Winter crop update: June 2020
2020-21 winter crop prospects strong.
- Winter crop planting has been underway for over a month in Australia, with most crop now in the ground. Planting conditions have ranged from “patchy” to “best on record”, depending on location. Overall though, this season is shaping up much better than the generally dismal 2019-20.
- Rainfall across major cropping regions was generally above average earlier this year, but tended to be below average in May (although Victoria and South Australia were closer to average rainfall). The Bureau of Meteorology’s three-month outlook for winter is for generally average to above rainfall in major cropping regions, although the outlook is never guaranteed.
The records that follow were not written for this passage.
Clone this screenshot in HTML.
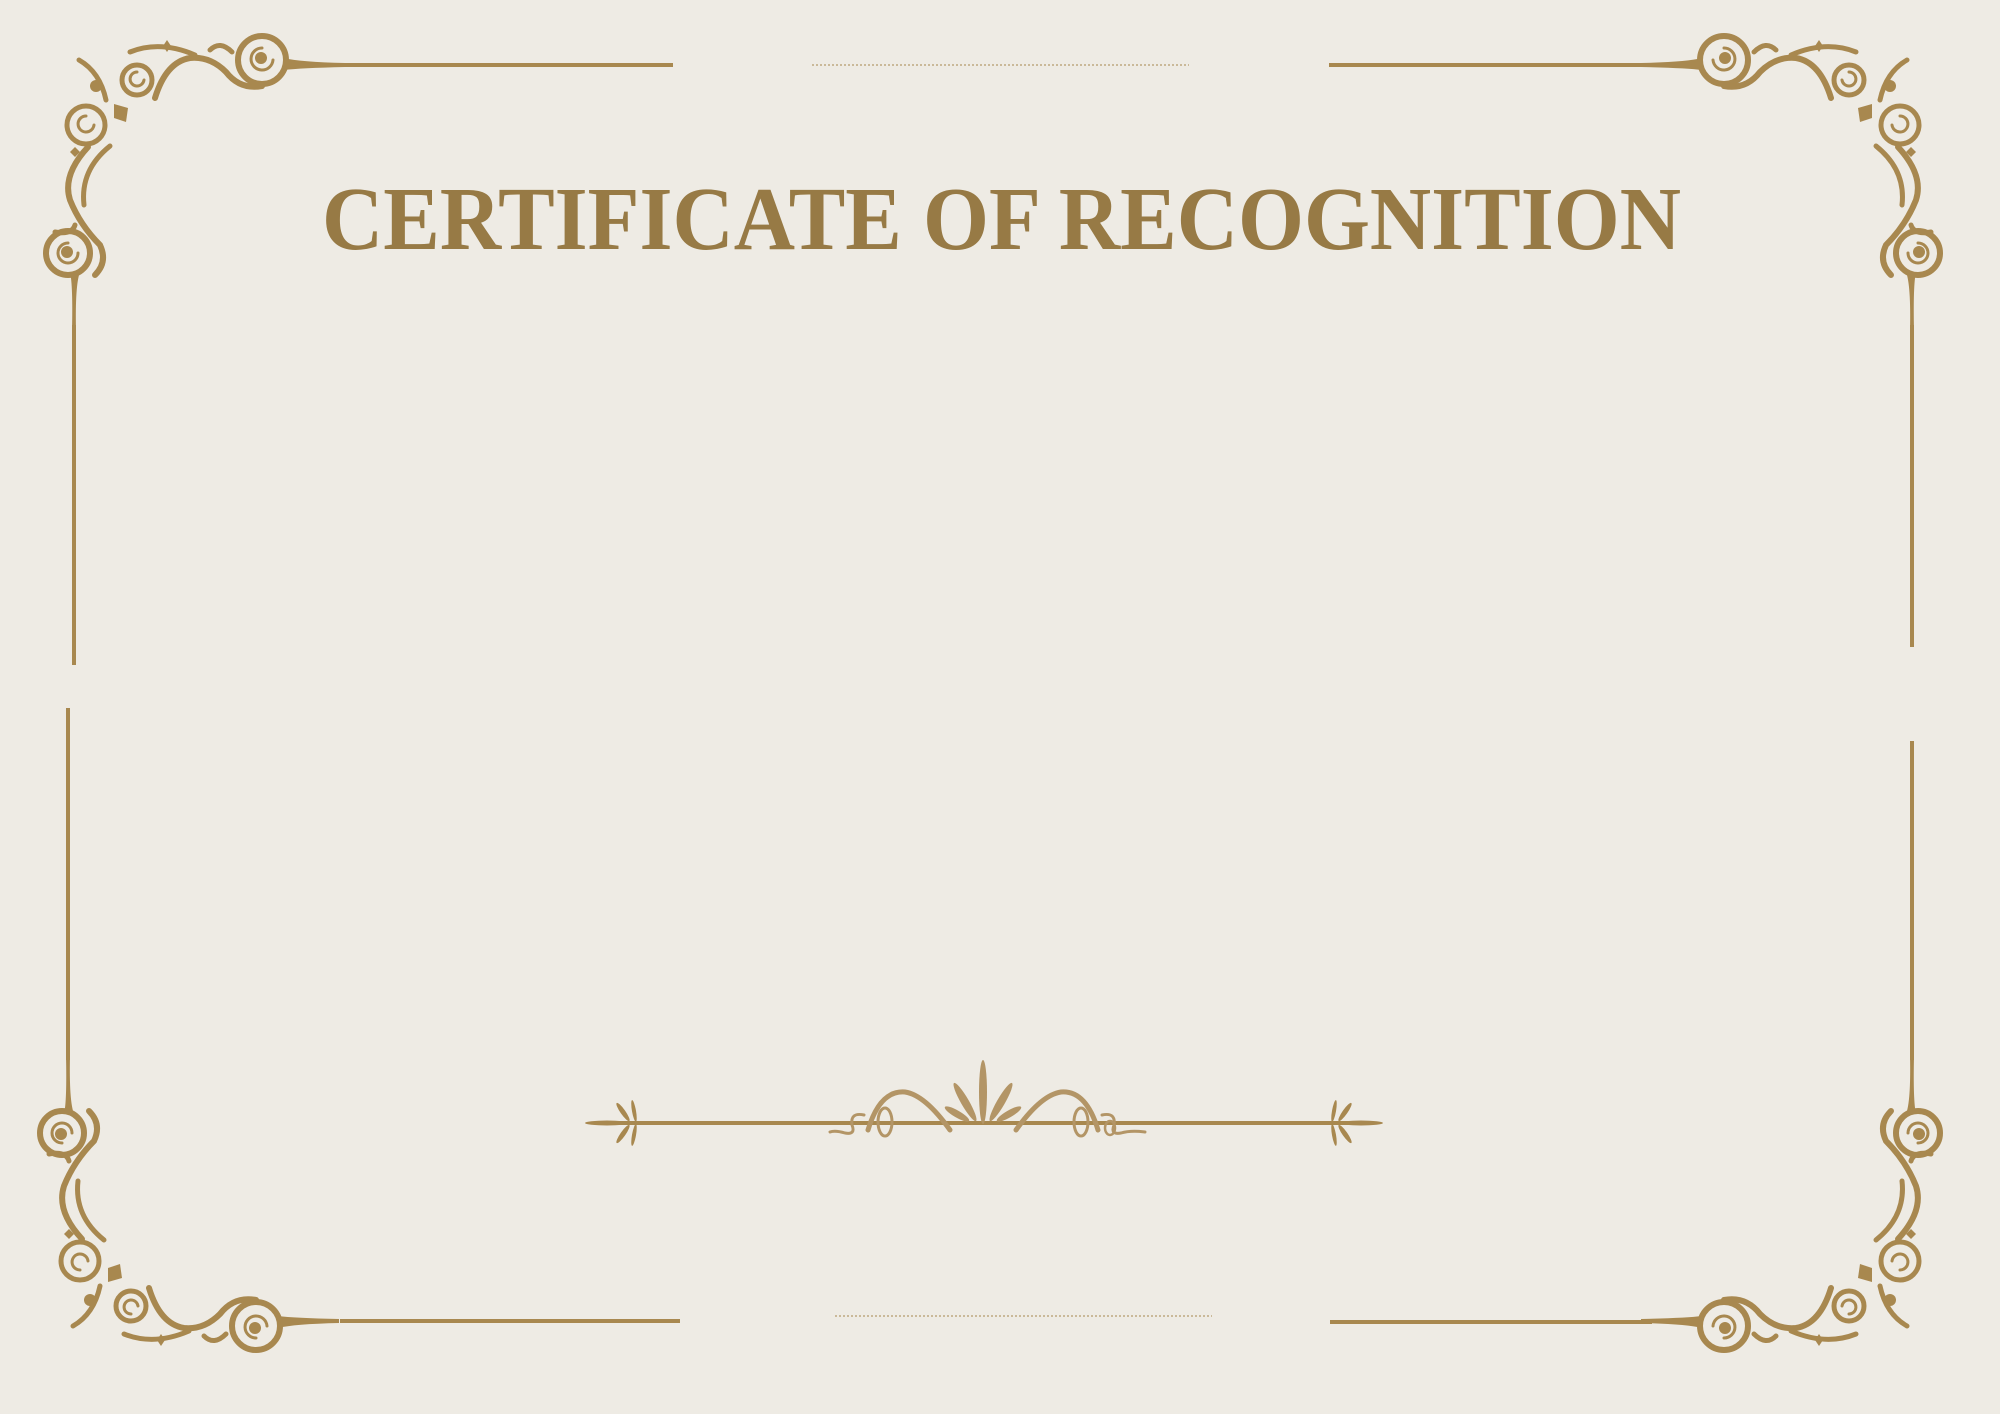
<!DOCTYPE html>
<html><head><meta charset="utf-8"><style>
html,body{margin:0;padding:0;background:#eeebe4;}
svg{display:block}
</style></head><body>
<svg width="2000" height="1414" viewBox="0 0 2000 1414" xmlns="http://www.w3.org/2000/svg">
<rect width="2000" height="1414" fill="#eeebe4"/>
<defs>
<g id="corner" fill="none" stroke="#a8884f" stroke-linecap="round">
  <circle cx="262" cy="60" r="24" stroke-width="6"/>
  <path d="M262 48 a11 11 0 1 0 11 12" stroke-width="3"/>
  <circle cx="261" cy="58" r="6" fill="#a8884f" stroke="none"/>
  <path d="M284 58 Q300 62 345 63 L345 67 Q300 68 284 70 Z" fill="#a8884f" stroke="none"/>
  <path d="M262 86 Q240 90 226 72 Q210 56 190 58 Q166 62 155 98" stroke-width="6"/>
  <path d="M232 52 Q220 40 210 50" stroke-width="5"/>
  <circle cx="137" cy="80" r="15" stroke-width="5"/>
  <path d="M137 72 a7 7 0 1 0 7 8" stroke-width="3"/>
  <path d="M130 52 Q160 40 195 55" stroke-width="5"/>
  <path d="M163 46 l4 -6 l4 6 l-4 6z" fill="#a8884f" stroke="none"/>
  <circle cx="96" cy="86" r="6" fill="#a8884f" stroke="none"/>
  <path d="M79 60 Q100 72 106 100" stroke-width="5"/>
  <path d="M114 104 l14 4 l-2 14 l-12 -4z" fill="#a8884f" stroke="none"/>
  <circle cx="86" cy="125" r="19" stroke-width="5"/>
  <path d="M86 116 a8 8 0 1 0 8 9" stroke-width="3"/>
  <path d="M70 152 l5 -5 l5 5 l-5 5z" fill="#a8884f" stroke="none"/>
  <path d="M88 147 Q62 175 70 200 Q80 225 100 245 Q108 262 95 275" stroke-width="6"/>
  <path d="M110 146 Q80 170 84 205" stroke-width="5"/>
  <path d="M75 225 Q72 235 55 232" stroke-width="5"/>
  <circle cx="68" cy="253" r="22" stroke-width="6"/>
  <path d="M68 243 a10 10 0 1 0 10 10" stroke-width="3"/>
  <circle cx="67" cy="252" r="6" fill="#a8884f" stroke="none"/>
  <path d="M70 272 Q73 285 72 330 L76 330 Q75 285 80 272 Z" fill="#a8884f" stroke="none"/>
</g>
<g id="fan" fill="#a8884f">
  <ellipse cx="0" cy="0" rx="22" ry="2.5"/>
  <ellipse cx="16" cy="-11" rx="11" ry="2.5" transform="rotate(55 16 -11)"/>
  <ellipse cx="16" cy="11" rx="11" ry="2.5" transform="rotate(-55 16 11)"/>
  <ellipse cx="27" cy="-12" rx="11" ry="2" transform="rotate(80 27 -12)"/>
  <ellipse cx="27" cy="12" rx="11" ry="2" transform="rotate(-80 27 12)"/>
</g>
</defs>

<g stroke="#a8884f" stroke-width="4">
  <line x1="340" y1="65" x2="673" y2="65"/>
  <line x1="1329" y1="65" x2="1652" y2="65"/>
  <line x1="340" y1="1321" x2="680" y2="1321"/>
  <line x1="1330" y1="1322" x2="1652" y2="1322"/>
  <line x1="74" y1="325" x2="74" y2="665"/>
  <line x1="1912" y1="325" x2="1912" y2="647"/>
  <line x1="68" y1="708" x2="68" y2="1060"/>
  <line x1="1912" y1="741" x2="1912" y2="1060"/>
</g>
<g stroke="#a8884f" stroke-width="1.2" stroke-dasharray="2 2" opacity="0.8">
  <line x1="812" y1="65" x2="1189" y2="65"/>
  <line x1="835" y1="1316" x2="1212" y2="1316"/>
</g>

<use href="#corner"/>
<use href="#corner" transform="translate(1986,0) scale(-1,1)"/>
<use href="#corner" transform="translate(-6,1386) scale(1,-1)"/>
<use href="#corner" transform="translate(1986,1386) scale(-1,-1)"/>

<text x="322" y="249" font-family="Liberation Serif, serif" font-weight="bold" font-size="90" fill="#977a45" textLength="1359" lengthAdjust="spacingAndGlyphs">CERTIFICATE OF RECOGNITION</text>

<g>
  <line x1="610" y1="1123" x2="1360" y2="1123" stroke="#a8884f" stroke-width="4"/>
  <use href="#fan" transform="translate(607,1123)"/>
  <use href="#fan" transform="translate(1361,1123) scale(-1,1)"/>
  <g fill="#b39566">
    <ellipse cx="983" cy="1092" rx="4" ry="32"/>
    <ellipse cx="965" cy="1102" rx="4" ry="22" transform="rotate(-30 965 1102)"/>
    <ellipse cx="1001" cy="1102" rx="4" ry="22" transform="rotate(30 1001 1102)"/>
    <ellipse cx="957" cy="1114" rx="3.5" ry="14" transform="rotate(-60 957 1114)"/>
    <ellipse cx="1009" cy="1114" rx="3.5" ry="14" transform="rotate(60 1009 1114)"/>
  </g>
  <g fill="none" stroke="#b39566" stroke-width="5" stroke-linecap="round">
    <path d="M950 1130 Q925 1095 905 1092 Q880 1090 868 1130"/>
    <path d="M1016 1130 Q1041 1095 1061 1092 Q1086 1090 1098 1130"/>
    <ellipse cx="885" cy="1122" rx="7" ry="14" stroke-width="3"/>
    <ellipse cx="1081" cy="1122" rx="7" ry="14" stroke-width="3"/>
    <path d="M864 1115 Q850 1112 852 1125 Q856 1135 845 1133 Q835 1130 830 1132" stroke-width="3"/>
    <path d="M1102 1115 Q1116 1112 1114 1125 Q1110 1135 1121 1133 Q1131 1130 1145 1132" stroke-width="3"/>
    <ellipse cx="1110" cy="1128" rx="5" ry="7" stroke-width="2.5"/>
  </g>
</g>
</svg>
</body></html>
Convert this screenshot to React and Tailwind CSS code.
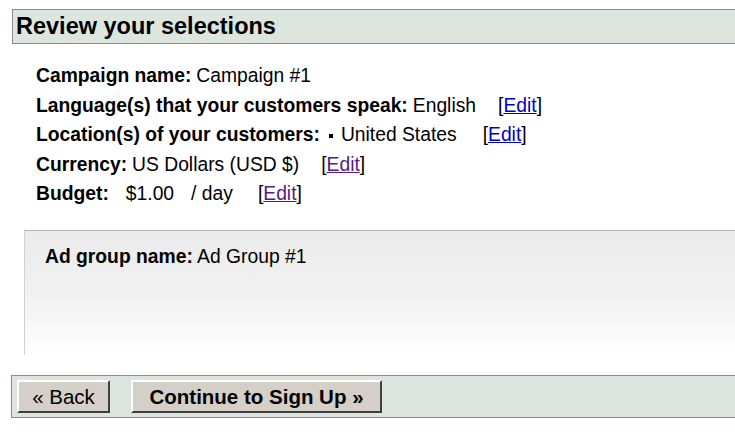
import React from 'react';

const rows = [
    { label: 'Campaign name:', value: 'Campaign #1' },
    { label: 'Language(s) that your customers speak:', value: 'English', edit: 'blue', gap: 'ml-[22px]' },
    { label: 'Location(s) of your customers:', value: 'United States', bullet: true, edit: 'blue', gap: 'ml-[26px]' },
    { label: 'Currency:', value: 'US Dollars (USD $)', edit: 'purple', gap: 'ml-[22px]' },
    { label: 'Budget:', value: '$1.00', extra: '/ day', edit: 'purple', gap: 'ml-[25px]', lead: 'ml-[17px]' },
];

const EditLink = ({ visited }) => (
    <span>
        [<a href="#" className={visited ? 'underline text-[#551a8b]' : 'underline text-[#0000cc]'}>Edit</a>]
    </span>
);

const App = () => {
    return (
        <div className="w-[735px] h-[432px] overflow-hidden bg-white text-black font-['Liberation_Sans',Arial,sans-serif]">
            <div className="mt-[9px] ml-[12px] h-[35px] flex items-center pl-[3px] bg-[#dde6de] border-y border-l border-[#8c8c8c]">
                <h1 className="text-[23.5px] font-bold">Review your selections</h1>
            </div>

            <div className="pl-[36px] pt-[18px] text-[19.3px]">
                {rows.map((r) => (
                    <div key={r.label} className="h-[29.5px] flex items-center whitespace-pre">
                        <span className="font-bold">{r.label}</span>
                        {r.bullet && <span className="ml-[9px] mr-[8px] w-[4px] h-[4px] bg-black" />}
                        <span className={r.bullet ? '' : r.lead || 'ml-[5px]'}>{r.value}</span>
                        {r.extra && <span className="ml-[17px]">{r.extra}</span>}
                        {r.edit && (
                            <span className={r.gap}>
                                <EditLink visited={r.edit === 'purple'} />
                            </span>
                        )}
                    </div>
                ))}
            </div>

            <div className="mt-[20px] ml-[24px] h-[125px] pl-[20px] pt-[12px] border-t border-l border-t-[#b4b4b4] border-l-[#d0d0d0] bg-gradient-to-b from-[#ebebeb] via-[#f1f1f1] to-white text-[19.3px]">
                <span className="font-bold">Ad group name:</span> Ad Group #1
            </div>

            <div className="mt-[20px] ml-[11px] h-[43px] flex items-center gap-[21px] pl-[5px] bg-[#dde6de] border-y border-l border-[#8c8c8c]">
                <button className="w-[93px] h-[33px] text-[20.5px] bg-[#d4d0c8] border-t-2 border-l-2 border-t-white border-l-white border-b-2 border-r-2 border-b-[#404040] border-r-[#404040]">
                    « Back
                </button>
                <button className="w-[251px] h-[33px] text-[20.5px] font-bold bg-[#d4d0c8] border-t-2 border-l-2 border-t-white border-l-white border-b-2 border-r-2 border-b-[#404040] border-r-[#404040]">
                    Continue to Sign Up »
                </button>
            </div>
        </div>
    );
};

export default App;
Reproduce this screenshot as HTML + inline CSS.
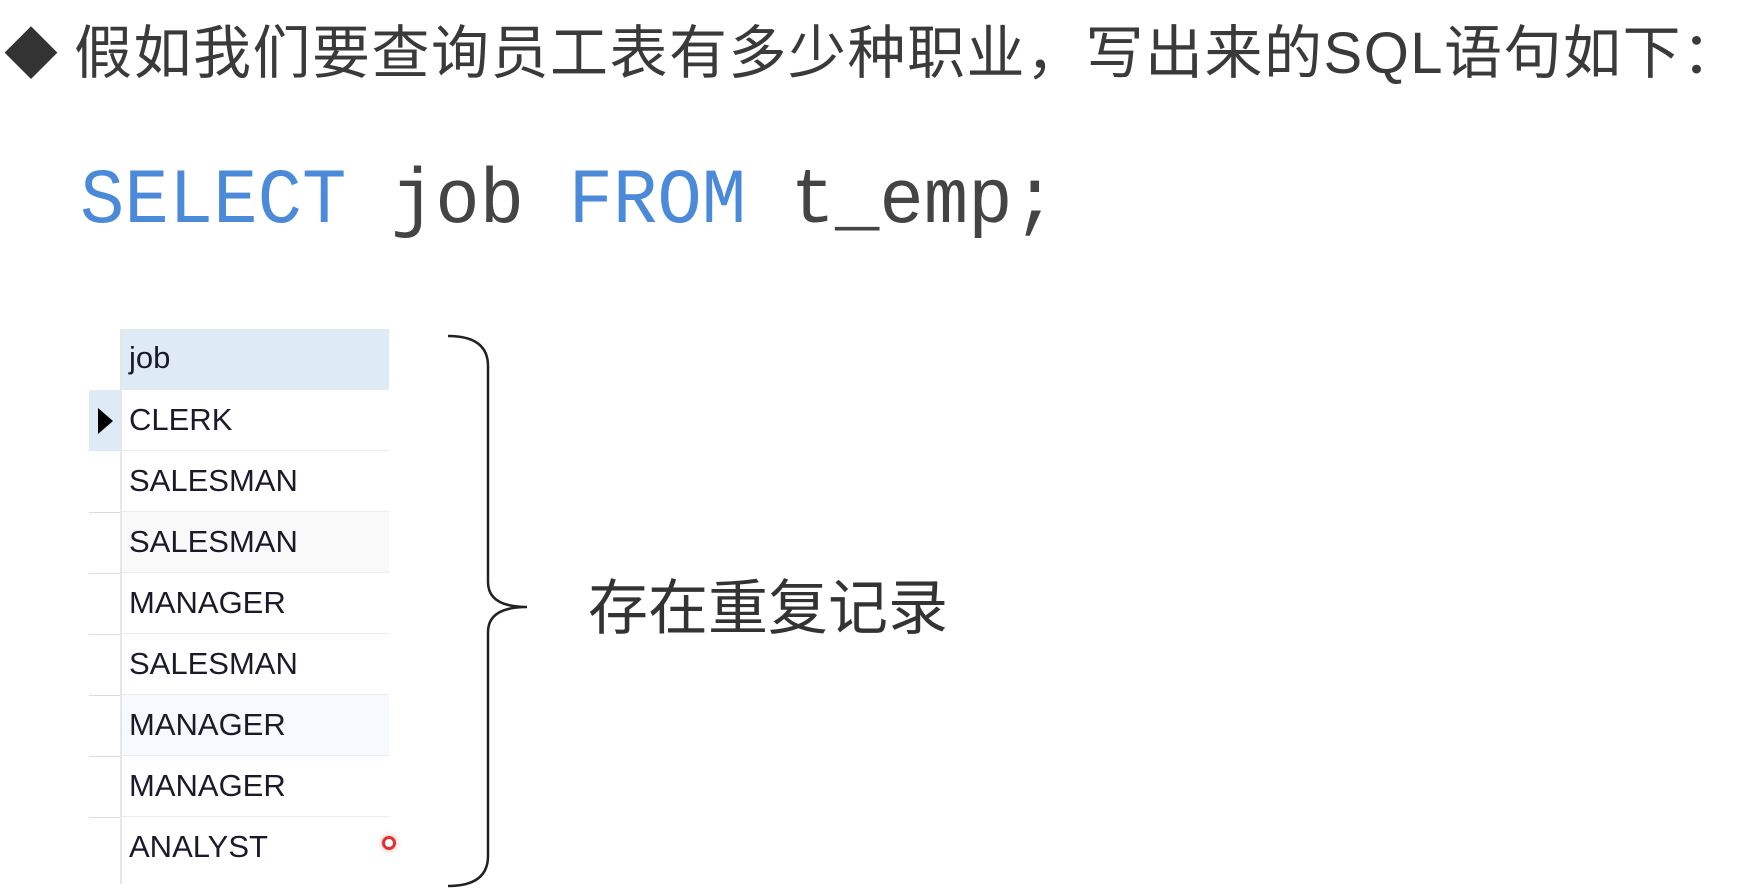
<!DOCTYPE html>
<html><head><meta charset="utf-8"><style>
body{margin:0;width:1740px;height:888px;background:#fff;position:relative;overflow:hidden;font-family:"Liberation Sans","Noto Sans CJK SC",sans-serif}
.t{position:absolute;white-space:nowrap}
.row{position:absolute;left:120px;width:269px;height:60px;border-bottom:1px solid #ececec;border-left:2px solid #e6e6e6;font-size:31px;color:#1a1a2a;line-height:60px;padding-left:7px;box-sizing:border-box}
.ind{position:absolute;left:89px;width:31px;height:1px;background:#dcdcdc}
</style></head><body>
<div class="t" style="left:4px;top:10px;font-size:54px;color:#333">◆</div>
<div class="t" style="left:74px;top:6px;font-size:58px;letter-spacing:1.5px;color:#3a3a3a">假如我们要查询员工表有多少种职业，写出来的SQL语句如下：</div>
<div class="t" style="left:80px;top:158px;font-family:'Liberation Mono',monospace;font-size:74px;color:#444;transform:scaleY(1.05);transform-origin:top left"><span style="color:#4a8ad8">SELECT</span> job <span style="color:#4a8ad8">FROM</span> t_emp;</div>

<div class="row" style="top:329px;background:#dfeaf7;height:61px;line-height:58px;border-bottom:none">job</div>
<div style="position:absolute;left:89px;top:390px;width:31px;height:61px;background:#dfeaf7"></div>
<div style="position:absolute;left:98px;top:408px;width:0;height:0;border-top:13px solid transparent;border-bottom:13px solid transparent;border-left:15px solid #000"></div>
<div class="row" style="top:390px;height:61px">CLERK</div>
<div class="row" style="top:451px;height:61px">SALESMAN</div>
<div class="row" style="top:512px;height:61px;background:#f9f9f9">SALESMAN</div>
<div class="row" style="top:573px;height:61px">MANAGER</div>
<div class="row" style="top:634px;height:61px">SALESMAN</div>
<div class="row" style="top:695px;height:61px;background:#f6f9fe">MANAGER</div>
<div class="row" style="top:756px;height:61px">MANAGER</div>
<div class="row" style="top:817px;height:67px;border-bottom:none">ANALYST</div>
<div class="ind" style="top:512px"></div><div class="ind" style="top:573px"></div><div class="ind" style="top:634px"></div><div class="ind" style="top:695px"></div><div class="ind" style="top:756px"></div><div class="ind" style="top:817px"></div>
<div style="position:absolute;left:382px;top:836px;width:8px;height:8px;border:3px solid #e03030;border-radius:50%;box-shadow:0 0 6px #f4a0a0;box-sizing:content-box"></div>

<svg style="position:absolute;left:0;top:0" width="1740" height="888"><path d="M448 336 Q488 336 488 366 L488 582 Q488 607 527 607 Q488 607 488 632 L488 856 Q488 886 448 886" fill="none" stroke="#222" stroke-width="2.5"/></svg>
<div class="t" style="left:588px;top:560px;font-size:60px;color:#333">存在重复记录</div>
</body></html>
- While some regions are now chasing rain (particularly in Western Australia and Queensland), if winter sees average or close to average rainfall, we should be on track for an average to somewhat above average national crop. If winter and spring are wet, then a big crop comes into play. With the season just beginning however – and not wanting to jinx it – our initial estimates are closer to average. Our model sees a very speculative 2020-21 wheat crop in the 25.9 million tonnes range based on average rainfall for the remainder of the season and 29.0 million tonnes based on 50% above average rainfall for the remainder of the season. But for now, our crop outlook can be best summarised as average to above average, with a big upside if winter rainfall delivers. ABARES’ June estimates suggest a 26.7 million tonne wheat crop.
- The AUD is now essentially back up to pre-crisis levels, limiting price upside. We see grain prices tending lower this year and the historically large basis falling away. That said, with these forecast yields, producers should be very happy.